Or you pass through a courtyard and see an Armenian priest snapping pics of a cat.
Or you stroll by a traffic circle and see this.
Modern Jerusalem does have some beautiful secular bits, like the art deco YMCA building.
And fun, hip neighborhoods that bustle with activity.
But no matter where you go in Jerusalem, religious faith – and the ways people express it – is ubiquitous.
Of course, many people in Jerusalem aren’t trying to avoid religion. They want to embrace it.
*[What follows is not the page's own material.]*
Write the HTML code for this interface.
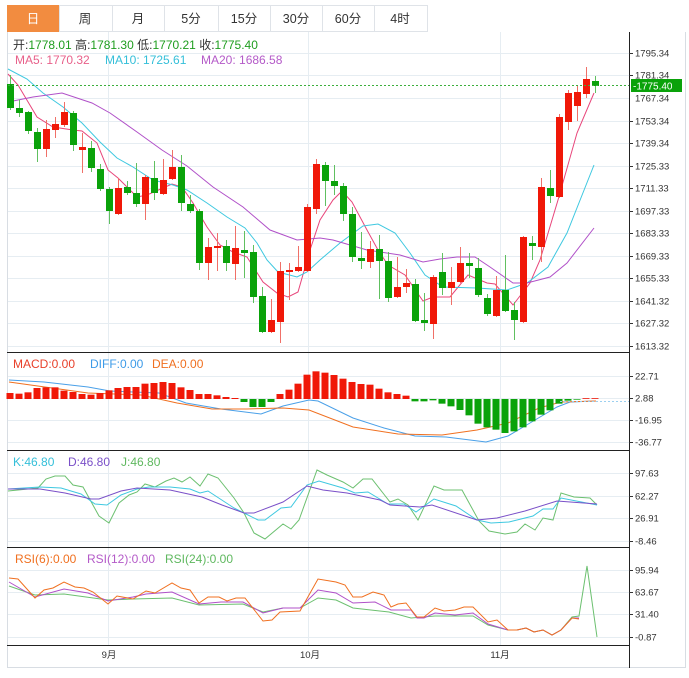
<!DOCTYPE html>
<html><head><meta charset="utf-8">
<style>
html,body{margin:0;padding:0;background:#fff;width:689px;height:678px;overflow:hidden;font-family:"Liberation Sans","Noto Sans CJK SC",sans-serif;}
svg{position:absolute;left:0;top:0}
</style></head><body>
<svg id="s" width="689" height="678" xmlns="http://www.w3.org/2000/svg" font-family="Liberation Sans, Noto Sans CJK SC, sans-serif">
<g id="grid" stroke="#e6edf2" stroke-width="1"></g>
<!-- tabs -->
<rect x="7.5" y="5.5" width="420" height="26" fill="#fff" stroke="#dfe3e8"/>
<rect x="7" y="5" width="52" height="27" fill="#f28c40"/>
<g stroke="#dfe3e8"><line x1="59.5" y1="5" x2="59.5" y2="31"/><line x1="112.5" y1="5" x2="112.5" y2="31"/><line x1="164.5" y1="5" x2="164.5" y2="31"/><line x1="218.5" y1="5" x2="218.5" y2="31"/><line x1="270.5" y1="5" x2="270.5" y2="31"/><line x1="322.5" y1="5" x2="322.5" y2="31"/><line x1="374.5" y1="5" x2="374.5" y2="31"/></g>
<g font-size="12.5" text-anchor="middle" fill="#333"><text x="33" y="23" fill="#fff">日</text><text x="85" y="23">周</text><text x="138" y="23">月</text><text x="191" y="23">5分</text><text x="244" y="23">15分</text><text x="296" y="23">30分</text><text x="348" y="23">60分</text><text x="400" y="23">4时</text></g>
<!-- frame -->
<g stroke="#d8dde3" fill="none"><line x1="7.5" y1="32" x2="7.5" y2="668"/><line x1="7" y1="667.5" x2="686" y2="667.5"/><line x1="685.5" y1="32" x2="685.5" y2="668"/></g>
<g stroke="#222"><line x1="629.5" y1="32" x2="629.5" y2="668"/><line x1="7" y1="352.5" x2="629" y2="352.5"/><line x1="7" y1="450.5" x2="629" y2="450.5"/><line x1="7" y1="547.5" x2="629" y2="547.5"/><line x1="7" y1="645.5" x2="629" y2="645.5"/></g>
<g id="lines" fill="none" stroke-width="1"></g>
<g id="cand"></g>
<line x1="8" y1="85.5" x2="629" y2="85.5" stroke="#3cae3c" stroke-dasharray="2,2"/>
<line x1="560" y1="401.5" x2="629" y2="401.5" stroke="#9cd0f0" stroke-dasharray="2,2"/>
<g id="ax" font-size="9.5" fill="#333"></g>
<rect x="631" y="79" width="51" height="13" fill="#0aa20a"/>
<text x="633" y="89.5" font-size="10" fill="#fff">-1775.40</text>
<g font-size="12">
<text x="13" y="49" fill="#333">开:<tspan fill="#1f9d1f">1778.01</tspan>  高:<tspan fill="#1f9d1f">1781.30</tspan>  低:<tspan fill="#1f9d1f">1770.21</tspan>  收:<tspan fill="#1f9d1f">1775.40</tspan></text>
<text x="15" y="64" fill="#e8608a">MA5: 1770.32</text><text x="105" y="64" fill="#34bfd9">MA10: 1725.61</text><text x="201" y="64" fill="#b45ac8">MA20: 1686.58</text>
<text x="13" y="368" fill="#e8402a">MACD:0.00</text><text x="90" y="368" fill="#3d9be8">DIFF:0.00</text><text x="152" y="368" fill="#f07020">DEA:0.00</text>
<text x="13" y="466" fill="#34bfd9">K:46.80</text><text x="68" y="466" fill="#7a50c8">D:46.80</text><text x="121" y="466" fill="#5fb85f">J:46.80</text>
<text x="15" y="563" fill="#f07020">RSI(6):0.00</text><text x="87" y="563" fill="#b45ac8">RSI(12):0.00</text><text x="165" y="563" fill="#5fb85f">RSI(24):0.00</text>
</g>
<g font-size="9.5" fill="#333" text-anchor="middle"><text x="109" y="658">9月</text><text x="310" y="658">10月</text><text x="500" y="658">11月</text></g>
</svg>
<script>
var NS="http://www.w3.org/2000/svg";
function el(p,t,a){var e=document.createElementNS(NS,t);for(var k in a)e.setAttribute(k,a[k]);document.getElementById(p).appendChild(e);return e;}
// grid
var gy=[53,75,98,121,143,166,188,211,233,256,278,301,323,346, 376,398,420,442, 473,496,518,541, 570,592,614,637];
gy.forEach(function(y){el('grid','line',{x1:8,x2:629,y1:y+.5,y2:y+.5});});
[108,308,500].forEach(function(x){el('grid','line',{x1:x+.5,x2:x+.5,y1:32,y2:645});});
// axis labels
var labs=[[53,'1795.34'],[75,'1781.34'],[98,'1767.34'],[121,'1753.34'],[143,'1739.34'],[166,'1725.33'],[188,'1711.33'],[211,'1697.33'],[233,'1683.33'],[256,'1669.33'],[278,'1655.33'],[301,'1641.32'],[323,'1627.32'],[346,'1613.32'],[376,'22.71'],[398,'2.88'],[420,'-16.95'],[442,'-36.77'],[473,'97.63'],[496,'62.27'],[518,'26.91'],[541,'-8.46'],[570,'95.94'],[592,'63.67'],[614,'31.40'],[637,'-0.87']];
labs.forEach(function(l){if(l[0]==98)return;el('ax','line',{x1:629,x2:633,y1:l[0]+.5,y2:l[0]+.5,stroke:'#333'});var t=el('ax','text',{x:635,y:l[0]+3.5});t.textContent=(l[1][0]=='-'?'':'')+l[1];});
var t=el('ax','text',{x:635,y:101.5});t.textContent='1767.34';
// candles: [up?, bodyTop, bodyBot, wickHi, wickLo]
var C=[[0,84,108,75,110],[0,108,113,100,117],[0,112,131,111,134],[0,132,149,128,162],[1,129,149,120,157],[1,124,130,117,138],[1,112,125,102,127],[0,113,145,111,151],[1,147,150,133,173],[0,148,168,141,172],
[0,169,189,164,191],[0,189,211,187,224],[1,188,214,178,215],[0,187,193,181,195],[0,193,204,163,207],[1,177,204,175,220],[0,178,193,161,200],[1,180,194,159,195],[1,167,179,150,180],[0,167,203,155,211],
[0,204,211,195,213],[0,211,263,209,270],[1,247,263,238,280],[1,246,248,233,271],[0,246,263,240,271],[1,248,264,226,280],[0,250,253,231,278],[0,252,297,245,303],[0,296,332,287,333],[1,320,332,299,333],
[1,271,322,262,343],[1,270,272,263,300],[1,267,271,246,272],[1,207,271,204,272],[1,164,209,159,214],[0,165,181,162,206],[0,181,186,165,195],[0,186,214,183,221],[0,214,257,207,262],[0,258,261,232,269],
[1,249,262,241,268],[0,249,261,235,299],[0,261,298,252,302],[1,287,297,257,298],[1,283,287,269,293],[0,284,321,279,322],[0,320,323,293,331],[1,277,324,275,339],[0,272,288,253,295],[1,282,288,267,305],
[1,263,282,247,283],[0,263,266,253,278],[0,268,295,258,297],[0,298,314,294,316],[1,290,316,276,317],[0,290,311,255,312],[0,310,320,302,340],[1,237,322,236,323],[0,243,246,236,260],[1,187,247,178,262],
[0,188,196,170,203],[1,117,197,114,198],[1,93,122,90,130],[1,92,106,86,121],[1,79,94,67,98],[0,81,86,76,93]];
C.forEach(function(c,i){var x=10+9*i,col=c[0]?'#f01808':'#0aa20a',wc=c[0]?'#f07068':'#60c060';
el('cand','line',{x1:x+.5,x2:x+.5,y1:c[3],y2:c[4],stroke:wc});
el('cand','rect',{x:x-3,y:c[1],width:7,height:Math.max(2,c[2]-c[1]),fill:col});});
// macd bars
var M=[165,167,163,150,148,148,158,162,168,170,165,157,150,147,147,137,135,132,135,148,156,168,168,172,177,180,192,207,207,192,168,155,137,110,100,104,111,122,132,138,140,152,163,168,173,190,190,187,197,205,216,232,257,268,275,285,280,268,250,230,217,197,188,185,183,183];
M.forEach(function(m,i){var x=10+9*i,h=(183-m)/3;if(Math.abs(h)<0.5)h=h<0?-0.8:0.8;
if(h>0)el('cand','rect',{x:x-3.5,y:399-h,width:7,height:h,fill:'#f01808'});else el('cand','rect',{x:x-3.5,y:399,width:7,height:-h,fill:'#0aa20a'});});
function pl(pts,col){el('lines','polyline',{points:pts,stroke:col});}
pl("8,74 18,85 37,117 53,127 73,130 82,131 97,143 108,170 118,178 137,197 147,195 163,188 172,184 182,187 193,203 207,227 220,245 233,252 247,257 263,282 277,293 288,297 298,292 310,250 320,220 333,200 342,191 352,202 367,230 378,250 388,265 405,275 423,301 433,297 450,297 468,275 487,283 495,284 513,305 530,283 540,260 558,200 577,133 594,93","#e8457a");
pl("8,69 27,79 43,93 63,107 82,123 100,142 117,158 133,167 153,180 173,185 187,190 207,203 227,217 245,228 257,243 267,260 278,272 297,277 307,272 320,260 340,243 363,226 378,224 395,233 410,253 425,275 443,287 477,288 507,290 527,283 548,267 567,233 594,165","#3ec8e0");
pl("8,102 33,97 62,93 92,103 110,113 137,132 162,150 187,166 213,187 243,207 270,230 297,240 320,238 333,240 367,250 400,255 423,262 440,259 457,257 475,257 490,267 513,283 527,283 550,277 567,263 594,228","#b050c8");
pl("9,380 44,382 88,387 110,391 159,393 186,403 221,409 261,414 283,406 309,400 318,401 353,418 384,428 415,436 446,437 486,442 508,436 530,423 557,407 570,402 596,401","#4aa0e8");
pl("9,382 88,393 141,395 177,403 212,409 247,409 283,408 309,410 353,427 398,434 442,435 477,430 508,423 539,408 561,402 596,401","#f07020");
pl("8,491 38,488 46,479 55,476 65,476 73,485 83,487 99,516 109,523 119,503 129,495 137,492 145,484 155,487 166,481 174,478 182,482 190,477 200,486 208,474 218,478 234,498 244,513 254,533 265,539 283,524 291,529 299,520 317,470 327,475 343,482 353,488 363,479 372,479 390,502 398,499 408,505 418,520 434,486 444,490 462,490 479,521 489,531 505,534 517,532 525,524 535,530 543,518 553,520 561,493 574,497 590,498 597,505","#6cc070");
pl("8,489 40,487 61,488 81,494 95,504 107,505 121,495 137,489 149,487 170,487 190,489 200,493 208,491 234,508 244,513 258,520 265,520 281,508 291,507 307,485 319,481 343,488 355,493 368,492 388,504 404,504 416,512 434,499 456,506 477,520 491,523 509,522 533,516 543,509 553,509 561,498 597,505","#3ec8e0");
pl("8,489 40,489 65,493 91,499 99,499 121,491 137,488 170,490 202,497 222,505 244,513 254,513 283,502 307,486 323,490 347,493 380,500 390,505 420,507 432,505 477,520 497,518 525,511 557,501 597,504","#7a50c8");
pl("9,586 35,595 64,594 108,600 133,599 172,598 199,605 243,604 263,612 283,608 300,608 318,598 336,600 353,608 389,612 411,618 435,616 473,616 488,625 508,630 517,630 526,628 534,632 543,630 552,635 561,630 572,617 579,616 587,566 597,637","#6cc070");
pl("9,582 35,597 64,589 88,593 108,601 133,597 146,594 172,592 199,604 221,602 243,602 263,613 283,608 300,608 318,590 336,593 353,603 375,602 391,610 411,610 417,618 424,618 435,613 455,615 473,613 488,624 508,630 517,630 526,628 534,632 543,630 552,635 561,630 572,618 579,618","#b050c8");
pl("9,578 18,579 35,598 44,590 53,588 64,582 75,587 84,588 93,592 108,604 117,596 133,599 146,591 155,593 172,583 181,588 190,590 199,603 208,597 219,597 227,601 236,598 245,598 263,621 272,620 280,612 300,611 318,579 336,582 345,585 353,597 362,597 373,592 384,595 391,607 398,604 406,603 417,617 424,617 435,608 444,611 455,610 464,607 473,607 488,622 497,620 508,630 517,630 526,628 534,632 543,630 552,635 561,630 572,618 579,619","#f07020");
</script>
</body></html>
Even in death.
Though tourists are mostly shielded from the religious and political tensions, there are occasional reminders.
But we found the people of Jerusalem very friendly and welcoming, as they were throughout our time in Israel (and Jordan, for that matter). As for the food in Jerusalem, you can find umpteen variations of what I would call Middle Eastern cuisine – lots of lamb and chicken, cucumbers and tomatoes, hummus and eggplant, local olives, and all kinds of wonderful breads and pastries. Other cuisines such as Italian, Japanese, and – ugh – “American” are widely available too. Wine seems to be the preferred alcoholic beverage, though unsurprisingly, you see lots of people enjoying a meal without any alcohol at all.
Did I mention that lamb is big in Jerusalem?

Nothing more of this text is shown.